▶ [Task brief]:
Return the listing below unchanged, minus its pictures.
*** Data extract ***
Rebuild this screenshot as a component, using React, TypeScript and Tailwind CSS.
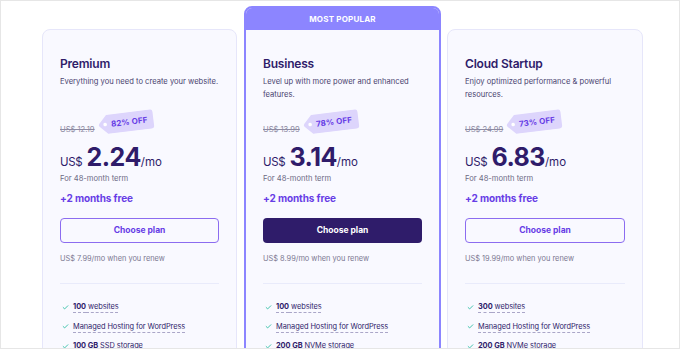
import { Check } from "lucide-react"

type Plan = {
  name: string
  desc: string
  oldPrice: string
  off: string
  price: string
  renew: string
  sites: string
  storage: string
  storageType: string
  popular?: boolean
}

const plans: Plan[] = [
  {
    name: "Premium",
    desc: "Everything you need to create your website.",
    oldPrice: "US$ 12.19",
    off: "82% OFF",
    price: "2.24",
    renew: "US$ 7.99/mo when you renew",
    sites: "100",
    storage: "100 GB",
    storageType: "SSD storage",
  },
  {
    name: "Business",
    desc: "Level up with more power and enhanced features.",
    oldPrice: "US$ 13.99",
    off: "78% OFF",
    price: "3.14",
    renew: "US$ 8.99/mo when you renew",
    sites: "100",
    storage: "200 GB",
    storageType: "NVMe storage",
    popular: true,
  },
  {
    name: "Cloud Startup",
    desc: "Enjoy optimized performance & powerful resources.",
    oldPrice: "US$ 24.99",
    off: "73% OFF",
    price: "6.83",
    renew: "US$ 19.99/mo when you renew",
    sites: "300",
    storage: "200 GB",
    storageType: "NVMe storage",
  },
]

function Tag({ label }: { label: string }) {
  return (
    <div className="relative ml-[3px] mb-[4px] h-[20px] w-[56px] -rotate-[7deg]">
      <svg width="56" height="20" viewBox="0 0 56 20" className="absolute inset-0">
        <path
          d="M9 0.5 L53 0.5 Q55.5 0.5 55.5 3 L55.5 17 Q55.5 19.5 53 19.5 L9 19.5 L1.2 11.4 Q0 10 1.2 8.6 Z"
          fill="#ddd5fc"
        />
        <circle cx="7" cy="10" r="1.8" fill="#ffffff" />
      </svg>
      <span className="relative flex h-full items-center pl-[13px] text-[8px] font-bold tracking-[0.1px] text-[#673de6]">
        {label}
      </span>
    </div>
  )
}

function Feature({ children, plain }: { children: React.ReactNode; plain?: boolean }) {
  return (
    <li className="flex items-center">
      <Check size={7} strokeWidth={2.5} color="#00b090" className="ml-[2px] mr-[4px]" />
      <span
        className={
          plain ? "" : "underline decoration-dashed decoration-[#aaa6c8] underline-offset-[3px]"
        }
      >
        {children}
      </span>
    </li>
  )
}

function CardBody({ plan }: { plan: Plan }) {
  return (
    <div className="px-[17px] pt-[25px] pb-10">
      <h3 className="text-[12px] leading-[18px] font-semibold tracking-[-0.2px] text-[#2f1c6a]">
        {plan.name}
      </h3>
      <p className="mt-[2px] h-[26px] text-[7.6px] leading-[13px] text-[#4a4470]">{plan.desc}</p>

      <div className="mt-[9px] flex h-[26px] items-end">
        <span className="text-[7.6px] leading-[12px] text-[#8e8ba3] line-through">{plan.oldPrice}</span>
        <Tag label={plan.off} />
      </div>

      <div className="mt-[6px] flex h-[30px] items-baseline text-[#2f1c6a]">
        <span className="mr-[4px] text-[11.5px] tracking-[-0.3px]">US$</span>
        <span className="text-[25px] leading-[30px] font-bold tracking-[-0.5px]">{plan.price}</span>
        <span className="text-[11.5px]">/mo</span>
      </div>

      <p className="mt-[1px] text-[7.6px] leading-[12px] text-[#6d6a84]">For 48-month term</p>
      <p className="mt-[5px] text-[10px] leading-[16px] font-bold tracking-[-0.1px] text-[#673de6]">
        +2 months free
      </p>

      {plan.popular ? (
        <button className="mt-[12px] flex h-[25px] w-full items-center justify-center rounded-[4px] bg-[#2f1c6a] text-[8.5px] font-bold text-white">
          Choose plan
        </button>
      ) : (
        <button className="mt-[12px] flex h-[25px] w-full items-center justify-center rounded-[4px] border-[1.5px] border-[#8c6cf0] text-[8.5px] font-bold text-[#673de6]">
          Choose plan
        </button>
      )}

      <p className="mt-[10px] text-[7.4px] leading-[12px] text-[#7b7891]">{plan.renew}</p>

      <div className="mt-[18px] h-px bg-[#e9ebfb]" />

      <ul className="mt-[16px] flex flex-col gap-[5.5px] text-[7.4px] leading-[14px] tracking-[-0.05px] text-[#2f1c6a]">
        <Feature>
          <b className="font-bold">{plan.sites}</b> websites
        </Feature>
        <Feature>Managed Hosting for WordPress</Feature>
        <Feature>
          <b className="font-bold">{plan.storage}</b> {plan.storageType}
        </Feature>
        <Feature plain>Free domain</Feature>
      </ul>
    </div>
  )
}

export default function App() {
  return (
    <div
      className="relative h-[349px] w-[680px] overflow-hidden border border-[#e6e6e6] bg-white"
      style={{ fontFamily: "Inter, 'Noto Sans', sans-serif" }}
    >
      <div className="flex items-start pl-[41px] pt-[5px]">
        <div className="mt-[23px] w-[195px] shrink-0 rounded-lg border border-[#e6e6fa] bg-[#f9f9ff]">
          <CardBody plan={plans[0]} />
        </div>
        <div className="ml-[7px] w-[197px] shrink-0 overflow-hidden rounded-lg border-2 border-[#8c85ff] bg-[#f9f9ff]">
          <div className="flex h-[22px] items-center justify-center bg-[#8c85ff] text-[8px] font-bold tracking-[0.2px] text-white">
            MOST POPULAR
          </div>
          <CardBody plan={plans[1]} />
        </div>
        <div className="ml-[6px] mt-[23px] w-[196px] shrink-0 rounded-lg border border-[#e6e6fa] bg-[#f9f9ff]">
          <CardBody plan={plans[2]} />
        </div>
      </div>
    </div>
  )
}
***
▶ [Exercise result]:
Rebuild this screenshot as a component, using React, TypeScript and Tailwind CSS.
import { Check } from "lucide-react"

type Plan = {
  name: string
  desc: string
  oldPrice: string
  off: string
  price: string
  renew: string
  sites: string
  storage: string
  storageType: string
  popular?: boolean
}

const plans: Plan[] = [
  {
    name: "Premium",
    desc: "Everything you need to create your website.",
    oldPrice: "US$ 12.19",
    off: "82% OFF",
    price: "2.24",
    renew: "US$ 7.99/mo when you renew",
    sites: "100",
    storage: "100 GB",
    storageType: "SSD storage",
  },
  {
    name: "Business",
    desc: "Level up with more power and enhanced features.",
    oldPrice: "US$ 13.99",
    off: "78% OFF",
    price: "3.14",
    renew: "US$ 8.99/mo when you renew",
    sites: "100",
    storage: "200 GB",
    storageType: "NVMe storage",
    popular: true,
  },
  {
    name: "Cloud Startup",
    desc: "Enjoy optimized performance & powerful resources.",
    oldPrice: "US$ 24.99",
    off: "73% OFF",
    price: "6.83",
    renew: "US$ 19.99/mo when you renew",
    sites: "300",
    storage: "200 GB",
    storageType: "NVMe storage",
  },
]

function Tag({ label }: { label: string }) {
  return (
    <div className="relative ml-[3px] mb-[4px] h-[20px] w-[56px] -rotate-[7deg]">
      <svg width="56" height="20" viewBox="0 0 56 20" className="absolute inset-0">
        <path
          d="M9 0.5 L53 0.5 Q55.5 0.5 55.5 3 L55.5 17 Q55.5 19.5 53 19.5 L9 19.5 L1.2 11.4 Q0 10 1.2 8.6 Z"
          fill="#ddd5fc"
        />
        <circle cx="7" cy="10" r="1.8" fill="#ffffff" />
      </svg>
      <span className="relative flex h-full items-center pl-[13px] text-[8px] font-bold tracking-[0.1px] text-[#673de6]">
        {label}
      </span>
    </div>
  )
}

function Feature({ children, plain }: { children: React.ReactNode; plain?: boolean }) {
  return (
    <li className="flex items-center">
      <Check size={7} strokeWidth={2.5} color="#00b090" className="ml-[2px] mr-[4px]" />
      <span
        className={
          plain ? "" : "underline decoration-dashed decoration-[#aaa6c8] underline-offset-[3px]"
        }
      >
        {children}
      </span>
    </li>
  )
}

function CardBody({ plan }: { plan: Plan }) {
  return (
    <div className="px-[17px] pt-[25px] pb-10">
      <h3 className="text-[12px] leading-[18px] font-semibold tracking-[-0.2px] text-[#2f1c6a]">
        {plan.name}
      </h3>
      <p className="mt-[2px] h-[26px] text-[7.6px] leading-[13px] text-[#4a4470]">{plan.desc}</p>

      <div className="mt-[9px] flex h-[26px] items-end">
        <span className="text-[7.6px] leading-[12px] text-[#8e8ba3] line-through">{plan.oldPrice}</span>
        <Tag label={plan.off} />
      </div>

      <div className="mt-[6px] flex h-[30px] items-baseline text-[#2f1c6a]">
        <span className="mr-[4px] text-[11.5px] tracking-[-0.3px]">US$</span>
        <span className="text-[25px] leading-[30px] font-bold tracking-[-0.5px]">{plan.price}</span>
        <span className="text-[11.5px]">/mo</span>
      </div>

      <p className="mt-[1px] text-[7.6px] leading-[12px] text-[#6d6a84]">For 48-month term</p>
      <p className="mt-[5px] text-[10px] leading-[16px] font-bold tracking-[-0.1px] text-[#673de6]">
        +2 months free
      </p>

      {plan.popular ? (
        <button className="mt-[12px] flex h-[25px] w-full items-center justify-center rounded-[4px] bg-[#2f1c6a] text-[8.5px] font-bold text-white">
          Choose plan
        </button>
      ) : (
        <button className="mt-[12px] flex h-[25px] w-full items-center justify-center rounded-[4px] border-[1.5px] border-[#8c6cf0] text-[8.5px] font-bold text-[#673de6]">
          Choose plan
        </button>
      )}

      <p className="mt-[10px] text-[7.4px] leading-[12px] text-[#7b7891]">{plan.renew}</p>

      <div className="mt-[18px] h-px bg-[#e9ebfb]" />

      <ul className="mt-[16px] flex flex-col gap-[5.5px] text-[7.4px] leading-[14px] tracking-[-0.05px] text-[#2f1c6a]">
        <Feature>
          <b className="font-bold">{plan.sites}</b> websites
        </Feature>
        <Feature>Managed Hosting for WordPress</Feature>
        <Feature>
          <b className="font-bold">{plan.storage}</b> {plan.storageType}
        </Feature>
        <Feature plain>Free domain</Feature>
      </ul>
    </div>
  )
}

export default function App() {
  return (
    <div
      className="relative h-[349px] w-[680px] overflow-hidden border border-[#e6e6e6] bg-white"
      style={{ fontFamily: "Inter, 'Noto Sans', sans-serif" }}
    >
      <div className="flex items-start pl-[41px] pt-[5px]">
        <div className="mt-[23px] w-[195px] shrink-0 rounded-lg border border-[#e6e6fa] bg-[#f9f9ff]">
          <CardBody plan={plans[0]} />
        </div>
        <div className="ml-[7px] w-[197px] shrink-0 overflow-hidden rounded-lg border-2 border-[#8c85ff] bg-[#f9f9ff]">
          <div className="flex h-[22px] items-center justify-center bg-[#8c85ff] text-[8px] font-bold tracking-[0.2px] text-white">
            MOST POPULAR
          </div>
          <CardBody plan={plans[1]} />
        </div>
        <div className="ml-[6px] mt-[23px] w-[196px] shrink-0 rounded-lg border border-[#e6e6fa] bg-[#f9f9ff]">
          <CardBody plan={plans[2]} />
        </div>
      </div>
    </div>
  )
}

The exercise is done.